--- Start ---

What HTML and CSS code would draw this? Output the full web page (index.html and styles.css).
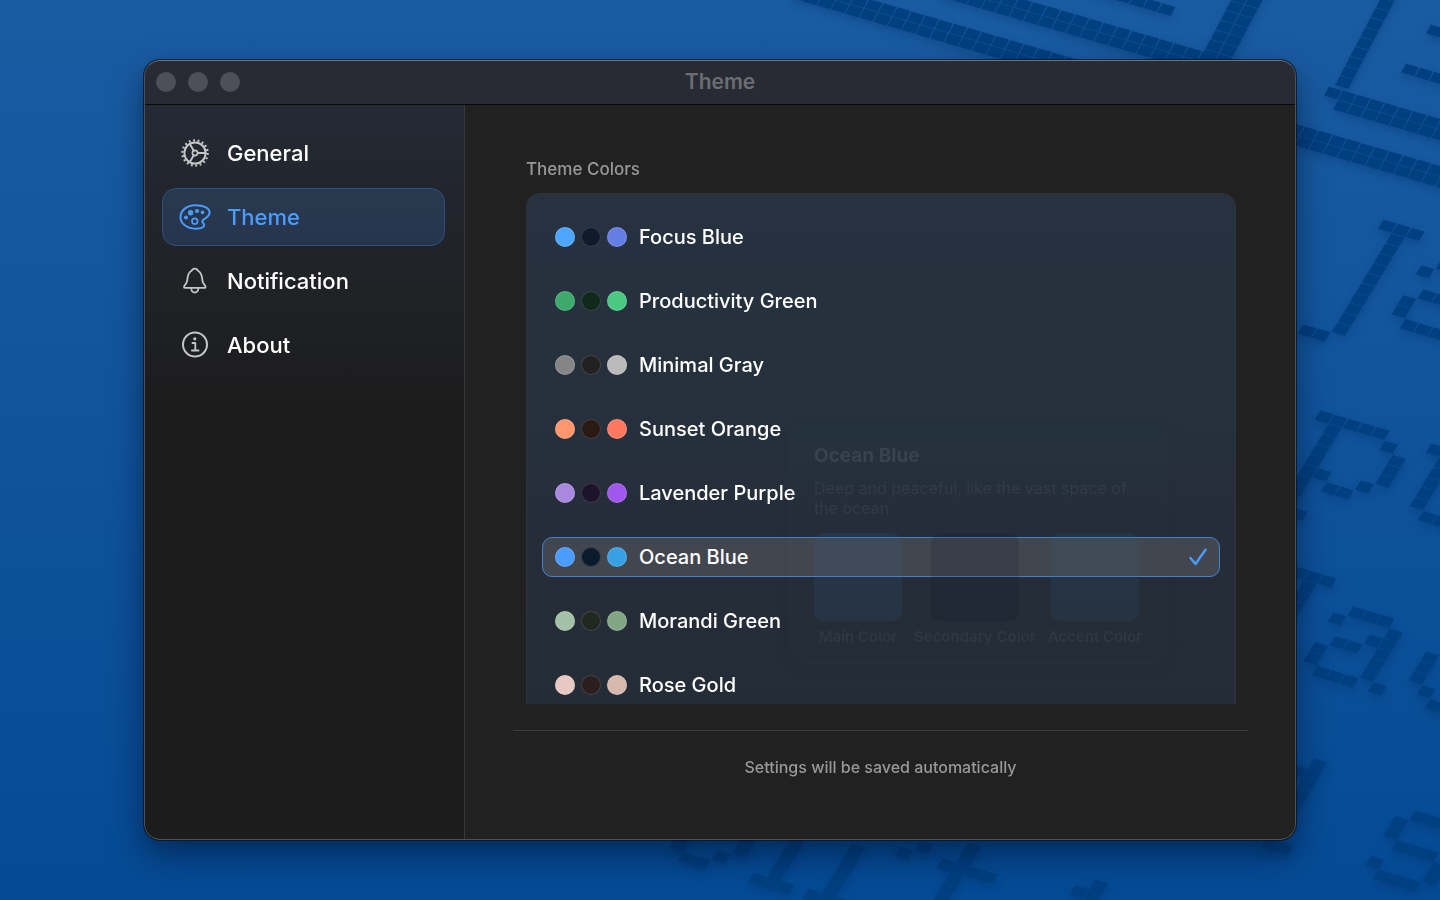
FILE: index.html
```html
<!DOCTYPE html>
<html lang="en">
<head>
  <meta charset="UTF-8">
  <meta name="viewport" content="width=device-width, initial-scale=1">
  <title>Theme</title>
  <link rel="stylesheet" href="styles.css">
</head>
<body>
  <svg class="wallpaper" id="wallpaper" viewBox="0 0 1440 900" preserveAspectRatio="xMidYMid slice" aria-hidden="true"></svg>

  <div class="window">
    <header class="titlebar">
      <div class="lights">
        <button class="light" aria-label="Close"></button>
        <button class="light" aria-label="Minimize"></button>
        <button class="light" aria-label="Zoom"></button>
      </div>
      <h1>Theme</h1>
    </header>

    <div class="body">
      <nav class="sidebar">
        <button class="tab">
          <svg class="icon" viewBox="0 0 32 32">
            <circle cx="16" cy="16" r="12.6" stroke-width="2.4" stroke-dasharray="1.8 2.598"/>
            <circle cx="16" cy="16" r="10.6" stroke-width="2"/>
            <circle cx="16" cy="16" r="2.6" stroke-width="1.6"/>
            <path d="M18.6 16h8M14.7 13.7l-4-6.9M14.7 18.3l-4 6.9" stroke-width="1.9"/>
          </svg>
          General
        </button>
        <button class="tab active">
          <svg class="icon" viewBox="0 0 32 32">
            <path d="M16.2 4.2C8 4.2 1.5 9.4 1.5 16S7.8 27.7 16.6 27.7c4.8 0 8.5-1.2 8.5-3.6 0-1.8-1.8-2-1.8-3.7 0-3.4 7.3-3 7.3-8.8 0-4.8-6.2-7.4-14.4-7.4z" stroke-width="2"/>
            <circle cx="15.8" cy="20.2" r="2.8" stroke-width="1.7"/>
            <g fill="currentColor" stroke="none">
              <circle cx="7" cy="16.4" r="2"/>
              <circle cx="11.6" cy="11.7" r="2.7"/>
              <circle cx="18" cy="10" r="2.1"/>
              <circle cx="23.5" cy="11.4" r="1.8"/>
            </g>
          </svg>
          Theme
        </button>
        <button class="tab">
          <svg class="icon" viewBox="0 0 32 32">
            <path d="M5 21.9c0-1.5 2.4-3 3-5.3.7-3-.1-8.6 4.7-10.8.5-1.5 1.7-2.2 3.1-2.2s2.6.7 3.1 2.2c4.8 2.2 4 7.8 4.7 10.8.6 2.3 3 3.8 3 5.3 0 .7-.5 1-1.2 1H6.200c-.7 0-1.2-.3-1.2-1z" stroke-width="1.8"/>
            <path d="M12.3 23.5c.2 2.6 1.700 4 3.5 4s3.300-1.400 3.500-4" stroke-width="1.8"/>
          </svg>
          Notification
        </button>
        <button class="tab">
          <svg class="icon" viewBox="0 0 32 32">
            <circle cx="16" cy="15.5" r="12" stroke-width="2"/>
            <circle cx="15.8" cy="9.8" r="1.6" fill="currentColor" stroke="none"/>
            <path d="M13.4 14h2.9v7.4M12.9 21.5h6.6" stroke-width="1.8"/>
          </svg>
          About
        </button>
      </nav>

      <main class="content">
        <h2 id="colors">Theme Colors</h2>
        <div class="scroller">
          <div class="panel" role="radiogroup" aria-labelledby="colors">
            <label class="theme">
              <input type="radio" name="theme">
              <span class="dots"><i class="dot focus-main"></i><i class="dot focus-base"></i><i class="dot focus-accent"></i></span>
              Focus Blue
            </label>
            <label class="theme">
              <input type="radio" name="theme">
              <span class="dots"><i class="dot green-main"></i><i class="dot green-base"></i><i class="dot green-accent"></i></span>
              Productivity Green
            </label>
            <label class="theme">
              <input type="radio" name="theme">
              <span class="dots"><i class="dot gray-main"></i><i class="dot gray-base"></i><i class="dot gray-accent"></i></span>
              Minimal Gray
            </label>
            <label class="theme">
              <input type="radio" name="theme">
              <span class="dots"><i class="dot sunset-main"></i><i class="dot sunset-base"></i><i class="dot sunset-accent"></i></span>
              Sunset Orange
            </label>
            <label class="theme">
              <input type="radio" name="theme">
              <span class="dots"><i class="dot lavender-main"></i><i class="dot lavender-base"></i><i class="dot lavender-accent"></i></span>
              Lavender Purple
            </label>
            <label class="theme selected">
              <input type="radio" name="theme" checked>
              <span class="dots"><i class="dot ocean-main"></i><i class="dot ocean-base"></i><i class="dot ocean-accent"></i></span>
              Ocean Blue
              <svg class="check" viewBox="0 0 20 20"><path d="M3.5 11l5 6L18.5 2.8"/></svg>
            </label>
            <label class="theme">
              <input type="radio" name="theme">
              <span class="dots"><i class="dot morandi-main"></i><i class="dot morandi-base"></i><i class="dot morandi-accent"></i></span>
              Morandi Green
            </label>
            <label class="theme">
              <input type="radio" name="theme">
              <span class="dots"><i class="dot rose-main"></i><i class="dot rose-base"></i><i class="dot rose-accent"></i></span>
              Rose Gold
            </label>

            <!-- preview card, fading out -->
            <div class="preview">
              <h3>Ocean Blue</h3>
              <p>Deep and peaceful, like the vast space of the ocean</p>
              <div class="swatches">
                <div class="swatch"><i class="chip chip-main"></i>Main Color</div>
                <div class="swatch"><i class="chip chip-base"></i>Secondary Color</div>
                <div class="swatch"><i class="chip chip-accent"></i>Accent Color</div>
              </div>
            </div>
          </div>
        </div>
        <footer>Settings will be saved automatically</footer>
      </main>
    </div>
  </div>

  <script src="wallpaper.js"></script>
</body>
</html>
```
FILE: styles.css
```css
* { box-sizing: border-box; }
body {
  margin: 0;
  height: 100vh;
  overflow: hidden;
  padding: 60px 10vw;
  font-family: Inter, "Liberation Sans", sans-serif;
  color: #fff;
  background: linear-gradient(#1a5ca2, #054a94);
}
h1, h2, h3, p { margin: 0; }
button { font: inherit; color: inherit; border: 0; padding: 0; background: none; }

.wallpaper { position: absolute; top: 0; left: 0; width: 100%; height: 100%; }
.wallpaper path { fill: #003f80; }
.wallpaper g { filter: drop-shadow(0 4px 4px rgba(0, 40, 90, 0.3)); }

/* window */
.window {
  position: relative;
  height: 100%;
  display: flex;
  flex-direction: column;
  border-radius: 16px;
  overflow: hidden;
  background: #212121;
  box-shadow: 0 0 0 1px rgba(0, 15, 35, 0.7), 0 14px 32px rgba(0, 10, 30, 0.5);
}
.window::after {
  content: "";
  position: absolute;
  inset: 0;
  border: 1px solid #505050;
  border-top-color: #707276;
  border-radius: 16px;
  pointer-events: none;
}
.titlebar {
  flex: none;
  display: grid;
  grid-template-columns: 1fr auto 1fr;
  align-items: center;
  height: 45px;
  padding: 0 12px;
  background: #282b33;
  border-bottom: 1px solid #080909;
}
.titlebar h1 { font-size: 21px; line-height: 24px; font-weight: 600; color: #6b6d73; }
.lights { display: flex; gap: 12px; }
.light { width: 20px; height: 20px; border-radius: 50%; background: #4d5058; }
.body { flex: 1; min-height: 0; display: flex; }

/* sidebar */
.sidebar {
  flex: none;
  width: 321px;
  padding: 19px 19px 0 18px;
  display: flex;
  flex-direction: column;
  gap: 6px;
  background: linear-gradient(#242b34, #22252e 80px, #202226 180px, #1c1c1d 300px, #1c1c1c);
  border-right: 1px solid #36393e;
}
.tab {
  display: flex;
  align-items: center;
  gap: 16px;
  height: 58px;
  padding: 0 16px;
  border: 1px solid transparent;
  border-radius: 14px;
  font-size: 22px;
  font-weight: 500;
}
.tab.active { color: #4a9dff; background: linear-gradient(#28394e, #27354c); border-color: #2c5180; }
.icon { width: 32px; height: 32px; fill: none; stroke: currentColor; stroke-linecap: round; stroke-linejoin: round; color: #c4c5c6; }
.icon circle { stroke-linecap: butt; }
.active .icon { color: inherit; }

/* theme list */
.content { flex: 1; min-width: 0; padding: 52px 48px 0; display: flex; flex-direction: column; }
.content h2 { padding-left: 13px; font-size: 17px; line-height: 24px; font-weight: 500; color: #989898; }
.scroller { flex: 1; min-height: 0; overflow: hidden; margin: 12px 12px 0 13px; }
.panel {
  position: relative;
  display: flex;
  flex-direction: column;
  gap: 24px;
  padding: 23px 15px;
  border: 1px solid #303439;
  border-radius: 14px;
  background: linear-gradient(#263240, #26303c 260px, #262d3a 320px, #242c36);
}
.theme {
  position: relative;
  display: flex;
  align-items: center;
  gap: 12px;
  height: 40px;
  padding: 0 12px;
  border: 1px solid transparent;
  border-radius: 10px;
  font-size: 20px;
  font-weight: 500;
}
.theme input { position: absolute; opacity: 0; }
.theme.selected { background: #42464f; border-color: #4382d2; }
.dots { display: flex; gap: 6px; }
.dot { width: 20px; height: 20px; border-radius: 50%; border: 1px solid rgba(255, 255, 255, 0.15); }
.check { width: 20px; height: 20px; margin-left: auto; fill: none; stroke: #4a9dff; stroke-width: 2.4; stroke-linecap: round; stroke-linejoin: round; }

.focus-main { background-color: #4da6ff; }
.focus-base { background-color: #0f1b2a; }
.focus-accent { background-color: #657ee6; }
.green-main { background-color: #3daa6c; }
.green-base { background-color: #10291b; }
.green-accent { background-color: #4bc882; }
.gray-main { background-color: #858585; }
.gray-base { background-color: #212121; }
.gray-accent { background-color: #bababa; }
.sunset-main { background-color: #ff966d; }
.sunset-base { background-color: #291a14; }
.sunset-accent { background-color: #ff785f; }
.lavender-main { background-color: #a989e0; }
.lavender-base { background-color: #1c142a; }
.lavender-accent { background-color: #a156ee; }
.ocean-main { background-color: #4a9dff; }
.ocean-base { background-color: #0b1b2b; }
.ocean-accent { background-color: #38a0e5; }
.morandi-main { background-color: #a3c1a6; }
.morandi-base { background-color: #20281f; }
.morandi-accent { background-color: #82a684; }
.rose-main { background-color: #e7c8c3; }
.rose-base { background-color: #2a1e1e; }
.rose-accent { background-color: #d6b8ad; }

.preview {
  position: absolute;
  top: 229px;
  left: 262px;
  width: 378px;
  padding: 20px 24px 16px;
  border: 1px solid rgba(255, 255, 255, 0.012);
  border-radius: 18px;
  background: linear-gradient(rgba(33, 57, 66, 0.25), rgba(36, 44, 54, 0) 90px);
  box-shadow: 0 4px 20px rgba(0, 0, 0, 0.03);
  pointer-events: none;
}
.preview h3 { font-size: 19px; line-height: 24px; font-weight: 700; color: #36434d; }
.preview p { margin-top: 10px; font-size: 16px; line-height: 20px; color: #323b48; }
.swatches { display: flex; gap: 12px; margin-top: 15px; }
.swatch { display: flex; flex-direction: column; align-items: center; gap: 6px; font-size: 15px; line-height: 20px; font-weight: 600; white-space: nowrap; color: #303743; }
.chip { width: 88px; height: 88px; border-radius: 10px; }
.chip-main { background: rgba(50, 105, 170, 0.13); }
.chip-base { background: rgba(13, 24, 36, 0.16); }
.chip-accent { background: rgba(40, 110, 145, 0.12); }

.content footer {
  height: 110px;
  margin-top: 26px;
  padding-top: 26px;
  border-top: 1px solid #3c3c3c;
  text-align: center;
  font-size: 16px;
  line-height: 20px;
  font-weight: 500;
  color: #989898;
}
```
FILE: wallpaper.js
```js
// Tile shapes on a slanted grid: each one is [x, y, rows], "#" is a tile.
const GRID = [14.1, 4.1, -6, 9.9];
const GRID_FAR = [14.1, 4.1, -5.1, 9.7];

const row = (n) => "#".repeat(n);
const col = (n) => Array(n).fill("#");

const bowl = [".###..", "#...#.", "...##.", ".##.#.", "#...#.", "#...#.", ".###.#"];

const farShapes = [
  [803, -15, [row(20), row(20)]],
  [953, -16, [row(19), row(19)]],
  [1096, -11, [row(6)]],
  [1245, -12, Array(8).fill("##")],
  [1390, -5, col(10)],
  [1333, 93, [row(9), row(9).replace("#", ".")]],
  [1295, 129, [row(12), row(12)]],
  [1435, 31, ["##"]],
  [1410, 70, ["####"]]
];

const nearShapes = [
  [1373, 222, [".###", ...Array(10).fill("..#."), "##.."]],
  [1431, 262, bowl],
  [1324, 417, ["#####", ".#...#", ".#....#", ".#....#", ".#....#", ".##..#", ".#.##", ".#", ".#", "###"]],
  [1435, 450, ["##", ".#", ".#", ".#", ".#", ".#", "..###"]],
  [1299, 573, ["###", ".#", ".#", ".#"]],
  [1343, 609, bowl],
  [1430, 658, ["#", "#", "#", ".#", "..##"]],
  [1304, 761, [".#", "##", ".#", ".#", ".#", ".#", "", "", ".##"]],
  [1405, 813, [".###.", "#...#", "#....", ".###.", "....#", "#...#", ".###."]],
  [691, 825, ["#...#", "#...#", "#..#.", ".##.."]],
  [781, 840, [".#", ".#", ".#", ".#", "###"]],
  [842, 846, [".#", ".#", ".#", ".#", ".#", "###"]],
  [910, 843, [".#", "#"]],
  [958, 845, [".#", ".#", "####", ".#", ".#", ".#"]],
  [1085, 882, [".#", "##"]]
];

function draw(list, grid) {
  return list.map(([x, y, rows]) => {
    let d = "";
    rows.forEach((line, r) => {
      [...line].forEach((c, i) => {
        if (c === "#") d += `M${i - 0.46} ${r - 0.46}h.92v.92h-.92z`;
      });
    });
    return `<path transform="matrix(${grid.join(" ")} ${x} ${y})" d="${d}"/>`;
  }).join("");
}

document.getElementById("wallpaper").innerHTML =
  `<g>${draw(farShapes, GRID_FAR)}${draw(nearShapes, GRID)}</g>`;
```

--- End ---

Task to complete:
Locate and copy each line in the data above that includes the word "draw".

Result below:
What HTML and CSS code would draw this? Output the full web page (index.html and styles.css).
function draw(list, grid) {
  `<g>${draw(farShapes, GRID_FAR)}${draw(nearShapes, GRID)}</g>`;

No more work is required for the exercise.